How could she doubt him?
She couldn’t. And that had forced her to recognize that in all of the years since Elian and her mother’s deaths, she’d chosen to be alone. That the bleak reality of being on her own had been something she’d donned willingly, an albatross she’d worn in effort to combat the grief that choked her still. Because it simply hurt too much to care. But that determination flew in the face of her very calling—to heal, to care more than anyone else, to have the most personal stake in another’s survival—and those two certitudes were wholly paradoxical and could not co-exist. No, she was going to have to choose.
To give all that she was. Or not.
That had always been true. Sam…Sam had simply pointed it out. Unknowingly, perhaps, but that didn’t make the realization any less profound. And what was happening around her couldn’t matter. This was an understanding beyond circumstance; a reality she must address in order to be true to herself. So that she could then be true to everyone else.

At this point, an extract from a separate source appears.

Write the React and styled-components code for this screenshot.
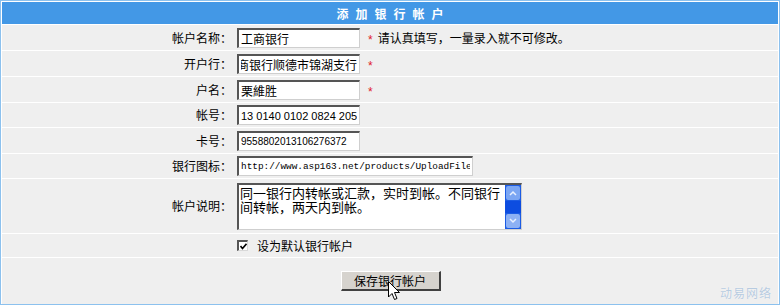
import React, { useEffect, useRef } from 'react';
import styled, { createGlobalStyle } from 'styled-components';

const GlobalStyle = createGlobalStyle`
  body {
    margin: 0;
    background: #fff;
    font-family: "Noto Sans CJK SC", "Liberation Sans", sans-serif;
    font-size: 12px;
    color: #000;
  }
`;

const Panel = styled.div`
  position: relative;
  box-sizing: border-box;
  width: 780px;
  height: 305px;
  border: 1px solid #8cc1ee;
  padding: 1px;
  background: #fff;
  display: flex;
  flex-direction: column;
  gap: 1px;
`;

const Header = styled.div`
  height: 22px;
  flex: none;
  background: #4398e6;
  color: #fff;
  font-weight: 700;
  font-size: 12px;
  letter-spacing: 7px;
  padding-left: 7px;
  display: flex;
  align-items: center;
  justify-content: center;
`;

const Row = styled.div`
  height: ${p => p.h}px;
  flex: none;
  background: #efefef;
  display: grid;
  grid-template-columns: 230px 1fr;
  align-items: center;
`;

const Label = styled.div`
  text-align: right;
  white-space: nowrap;
  line-height: 12px;
`;

const Value = styled.div`
  padding-left: 5px;
  display: flex;
  align-items: center;
  grid-column: ${p => (p.full ? '1 / -1' : 'auto')};
  justify-content: ${p => (p.full ? 'center' : 'flex-start')};
`;

const TextInput = styled.input`
  box-sizing: border-box;
  width: ${p => p.w}px;
  height: 20px;
  margin: 0;
  padding: 0 2px;
  border-style: solid;
  border-width: 2px 1px 1px 2px;
  border-color: #555 #cfcfcf #cfcfcf #555;
  background: #fff;
  color: #000;
  font-family: ${p => p.font || '"Noto Sans CJK SC", sans-serif'};
  font-size: ${p => p.size || 12}px;
  outline: none;
`;

const Required = styled.span`
  color: #e0202a;
  font-family: "Liberation Sans", sans-serif;
  font-size: 12px;
  padding: 5px 0 0 8px;
`;

const Hint = styled.span`
  margin-left: 5px;
  font-size: 12px;
`;

const AreaBox = styled.div`
  box-sizing: border-box;
  width: 285px;
  height: 47px;
  display: flex;
  border-style: solid;
  border-width: 2px 1px 1px 2px;
  border-color: #555 #cfcfcf #cfcfcf #555;
  background: #fff;
`;

const Area = styled.textarea`
  flex: 1;
  margin: 0;
  padding: 1px 1px 0;
  border: 0;
  resize: none;
  outline: none;
  overflow: hidden;
  font-family: "Noto Sans CJK SC", sans-serif;
  font-size: 13px;
  line-height: 14px;
  color: #000;
`;

const ScrollBar = styled.div`
  width: 16px;
  display: flex;
  flex-direction: column;
  background: #1c5ce4;
`;

const ScrollButton = styled.div`
  height: 14px;
  margin: 1px;
  border-radius: 2px;
  background: ${p => p.bg};
  display: flex;
  align-items: center;
  justify-content: center;
`;

const ScrollTrack = styled.div`
  flex: 1;
  background: #0d4de0;
`;

const CheckLabel = styled.label`
  display: flex;
  align-items: center;
  gap: 9px;
  padding-left: 5px;
  font-size: 12px;
`;

const CheckBox = styled.span`
  box-sizing: border-box;
  width: 11px;
  height: 11px;
  border-style: solid;
  border-width: 2px 1px 1px 2px;
  border-color: #555 #d8d8d8 #d8d8d8 #555;
  background: #fff;
  display: flex;
  align-items: center;
  justify-content: center;
`;

const ButtonWrap = styled.div`
  position: relative;
  padding-right: 4px;
`;

const Button = styled.button`
  box-sizing: border-box;
  width: 100px;
  height: 20px;
  margin: 0;
  padding: 0;
  background: #d6d3ce;
  border-style: solid;
  border-width: 1px 2px 2px 1px;
  border-color: #fff #404040 #404040 #fff;
  font-family: "Noto Sans CJK SC", sans-serif;
  font-size: 12px;
  color: #000;
`;

const Cursor = styled.svg`
  position: absolute;
  left: 47px;
  top: 10px;
`;

const Watermark = styled.div`
  position: absolute;
  right: 7px;
  bottom: 3px;
  font-size: 12px;
  color: #b7cbe0;
  text-shadow: 0 0 1px #fff;
  letter-spacing: 1px;
`;

const Arrow = ({ up }) => (
  <svg width="8" height="6" viewBox="0 0 8 6">
    <path d={up ? 'M1 5 L4 2 L7 5' : 'M1 1 L4 4 L7 1'} fill="none" stroke="#e8f0ff" strokeWidth="1.5" />
  </svg>
);

const fields = [
  { label: '帐户名称：', value: '工商银行', w: 123, h: 25, required: true, hint: '请认真填写，一量录入就不可修改。' },
  { label: '开户行：', value: '工商银行顺德市锦湖支行', w: 123, h: 25, required: true, scrollEnd: true },
  { label: '户名：', value: '栗維胜', w: 123, h: 25, required: true },
  { label: '帐号：', value: '13 0140 0102 0824 205', w: 123, h: 24, font: '"Liberation Sans", sans-serif', size: 11 },
  { label: '卡号：', value: '9558802013106276372', w: 123, h: 25, font: '"Liberation Sans", sans-serif', size: 10 },
  { label: '银行图标：', value: 'http://www.asp163.net/products/UploadFiles/bank/icbc.gif', w: 236, h: 24, font: '"Liberation Mono", monospace', size: 9.4 },
];

const Field = ({ f }) => {
  const ref = useRef(null);
  useEffect(() => {
    if (f.scrollEnd && ref.current) ref.current.scrollLeft = ref.current.scrollWidth;
  }, [f.scrollEnd]);
  return (
    <Row h={f.h}>
      <Label>{f.label}</Label>
      <Value>
        <TextInput ref={ref} w={f.w} font={f.font} size={f.size} defaultValue={f.value} />
        {f.required && <Required>*</Required>}
        {f.hint && <Hint>{f.hint}</Hint>}
      </Value>
    </Row>
  );
};

export default function App() {
  return (
    <>
      <GlobalStyle />
      <Panel>
        <Header>添加银行帐户</Header>
        {fields.map(f => <Field key={f.label} f={f} />)}
        <Row h={54}>
          <Label>帐户说明：</Label>
          <Value>
            <AreaBox>
              <Area defaultValue="同一银行内转帐或汇款，实时到帐。不同银行间转帐，两天内到帐。" />
              <ScrollBar>
                <ScrollButton bg="#7ba6f3"><Arrow up /></ScrollButton>
                <ScrollTrack />
                <ScrollButton bg="#8db1f4"><Arrow /></ScrollButton>
              </ScrollBar>
            </AreaBox>
          </Value>
        </Row>
        <Row h={23}>
          <div />
          <CheckLabel>
            <CheckBox>
              <svg width="7" height="7" viewBox="0 0 7 7">
                <path d="M0.5 3 L2.5 5.5 L6.5 0.8" fill="none" stroke="#000" strokeWidth="1.6" />
              </svg>
            </CheckBox>
            设为默认银行帐户
          </CheckLabel>
        </Row>
        <Row h={46}>
          <Value full>
            <ButtonWrap>
              <Button type="button">保存银行帐户</Button>
              <Cursor width="13" height="20" viewBox="0 0 13 20">
                <path d="M0.5 0.5 L0.5 16 L4 12.5 L6.5 18.5 L9 17.5 L6.5 11.5 L11.5 11.5 Z" fill="#fff" stroke="#000" strokeWidth="1" />
              </Cursor>
            </ButtonWrap>
          </Value>
        </Row>
        <Watermark>动易网络</Watermark>
      </Panel>
    </>
  );
}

And if she were to reach out and take Sam’s hand…to believe…she would have to give up the fury that burned within her, a silent homage to the loss she’d suffered. Her friend. Her fuel. Because it was far easier to be angry than to mourn. To rage against the evil that was so prevalent in the world; to hate. Healing felt like a betrayal.
But that rage had done nothing but hurt her—and by extension, Alexander and Benjamin—and it was no example to leave them with. Because Alexander already had enough rage within him. Enough hate to fill an entire ocean. He would have to witness her trusting another so that he might do the same. He had to believe, too.